The tangled web of sex abuse litigation and possible child sex trafficking involving the Archdiocese of New Orleans is a holy mess (no pun intended) that has reverberations all the way to the Vatican.
Oddly enough, some of the claims of ex parte meetings and furtive plots date to the 2009 disbarment of New Orleans attorney Ashton O’Dwyer. Both issues, though completely unrelated on the surface, share an ugly history that goes all the way back to the aftermath of Hurricane Katrina in 2005
Throw in the Louisiana Supreme Court’s assignment of the state’s 5th Circuit Court of Appeal (not to be confused with the U.S. 5th Circuit Court of Appeals) to investigate itself over Pro Publica’s devastating Exposé of the its alleged MISHANDLING OF PRO SE APPEALS of their convictions by prison inmates and you have a story line that seems more appropriate for a John Grisham novel than a real-life court system in total disarray.

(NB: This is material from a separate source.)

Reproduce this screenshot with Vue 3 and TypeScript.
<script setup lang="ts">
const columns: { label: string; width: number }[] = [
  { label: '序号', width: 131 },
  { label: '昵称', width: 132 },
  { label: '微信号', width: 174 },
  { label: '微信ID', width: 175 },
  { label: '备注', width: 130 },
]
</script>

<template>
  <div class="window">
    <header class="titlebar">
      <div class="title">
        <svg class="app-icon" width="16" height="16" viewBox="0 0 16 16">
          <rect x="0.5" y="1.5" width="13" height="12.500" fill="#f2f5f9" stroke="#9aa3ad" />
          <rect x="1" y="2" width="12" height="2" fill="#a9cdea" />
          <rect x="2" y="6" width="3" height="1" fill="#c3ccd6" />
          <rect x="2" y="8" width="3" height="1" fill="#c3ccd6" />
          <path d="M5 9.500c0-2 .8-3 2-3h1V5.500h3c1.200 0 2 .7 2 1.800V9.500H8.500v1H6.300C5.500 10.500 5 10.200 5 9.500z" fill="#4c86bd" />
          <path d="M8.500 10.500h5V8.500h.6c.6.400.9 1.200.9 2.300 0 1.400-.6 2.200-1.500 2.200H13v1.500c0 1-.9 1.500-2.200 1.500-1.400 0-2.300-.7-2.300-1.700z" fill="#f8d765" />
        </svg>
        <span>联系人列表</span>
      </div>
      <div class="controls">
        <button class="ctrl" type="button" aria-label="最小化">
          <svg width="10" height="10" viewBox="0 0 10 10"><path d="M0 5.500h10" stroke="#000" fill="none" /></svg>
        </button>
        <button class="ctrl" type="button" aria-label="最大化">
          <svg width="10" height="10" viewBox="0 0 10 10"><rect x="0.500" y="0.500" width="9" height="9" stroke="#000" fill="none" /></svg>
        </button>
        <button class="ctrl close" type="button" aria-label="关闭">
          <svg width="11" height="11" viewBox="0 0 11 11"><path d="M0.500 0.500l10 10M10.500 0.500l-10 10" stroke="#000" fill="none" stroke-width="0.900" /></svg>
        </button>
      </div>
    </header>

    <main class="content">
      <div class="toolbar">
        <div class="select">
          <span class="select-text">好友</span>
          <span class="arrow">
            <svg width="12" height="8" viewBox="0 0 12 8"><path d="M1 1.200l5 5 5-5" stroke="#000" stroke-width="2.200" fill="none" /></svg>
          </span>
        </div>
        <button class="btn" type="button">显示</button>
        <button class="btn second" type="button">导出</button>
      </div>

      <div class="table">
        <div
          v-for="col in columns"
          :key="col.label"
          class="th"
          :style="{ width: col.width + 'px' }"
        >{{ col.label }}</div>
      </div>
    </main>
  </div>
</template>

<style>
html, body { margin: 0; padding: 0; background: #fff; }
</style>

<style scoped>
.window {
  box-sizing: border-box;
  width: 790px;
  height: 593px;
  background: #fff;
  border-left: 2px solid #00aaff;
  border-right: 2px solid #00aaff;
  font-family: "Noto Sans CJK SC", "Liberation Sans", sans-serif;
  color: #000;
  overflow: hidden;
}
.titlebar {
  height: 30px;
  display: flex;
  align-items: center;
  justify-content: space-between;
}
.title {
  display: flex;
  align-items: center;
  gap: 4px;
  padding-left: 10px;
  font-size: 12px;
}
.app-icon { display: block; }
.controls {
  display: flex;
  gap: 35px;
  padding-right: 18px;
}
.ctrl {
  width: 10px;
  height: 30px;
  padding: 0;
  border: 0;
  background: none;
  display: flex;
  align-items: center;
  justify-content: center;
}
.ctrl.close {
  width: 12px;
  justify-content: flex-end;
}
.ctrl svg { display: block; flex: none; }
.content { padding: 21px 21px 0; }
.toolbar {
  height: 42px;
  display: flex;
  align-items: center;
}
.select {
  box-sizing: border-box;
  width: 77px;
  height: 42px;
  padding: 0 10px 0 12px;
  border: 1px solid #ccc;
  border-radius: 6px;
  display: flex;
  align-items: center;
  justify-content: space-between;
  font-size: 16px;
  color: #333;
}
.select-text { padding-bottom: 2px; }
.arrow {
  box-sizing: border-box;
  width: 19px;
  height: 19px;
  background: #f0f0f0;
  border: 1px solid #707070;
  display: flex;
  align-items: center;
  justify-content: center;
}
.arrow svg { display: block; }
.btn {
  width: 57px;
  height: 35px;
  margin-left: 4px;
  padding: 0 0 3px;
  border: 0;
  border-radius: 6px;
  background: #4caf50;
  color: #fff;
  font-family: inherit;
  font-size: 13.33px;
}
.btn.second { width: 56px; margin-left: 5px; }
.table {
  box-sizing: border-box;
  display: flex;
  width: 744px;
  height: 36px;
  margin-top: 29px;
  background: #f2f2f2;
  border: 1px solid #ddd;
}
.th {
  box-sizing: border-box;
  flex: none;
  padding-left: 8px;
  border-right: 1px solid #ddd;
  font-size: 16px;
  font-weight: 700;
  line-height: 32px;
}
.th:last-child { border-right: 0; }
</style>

The state’s 5th Circuit, to no one’s surprise, unanimously adopted an en banc (full court) resolution on Sept. 9, 2008, in response to Pro Publica’s story. In that resolution, the court completely and calmly – and apparently with a straight face – absolved itself of any wrongdoing in the handling of 454 prisoner appeals over a three-year period.
But as bad as the apparent dereliction of duty on the part of the state 5th Circuit judges appeared to be in that story, it pales in comparison to what has transpired and continues to occur in the sex abuse case against the Catholic Church – not only in New Orleans but world-wide.
The focus of this story, however, is on the New Orleans Archdiocese and the claims of more than 500 men who are claiming they were sexually abused by priests, nuns and staff at Catholic churches, schools and residential homes for children.
And many of the same names that were involved in the beating and tasing of Ashton O’Dwyer in 2005 and his subsequent disbarment are the same ones who surface on the Catholic church litigation and O’Dwyer doesn’t think it’s by coincidence.
So, let’s start with PART ONE and work our way forward.
First, we go back to 2004 when Shell Oil Co.’s Norco refinery allegedly produced contaminated gasoline that ended up damaging the fuel gauges and “inter alia” (among other things) on motorists’ vehicles.
The result was a settlement by Shell the following year for $3.7 million to cover damages.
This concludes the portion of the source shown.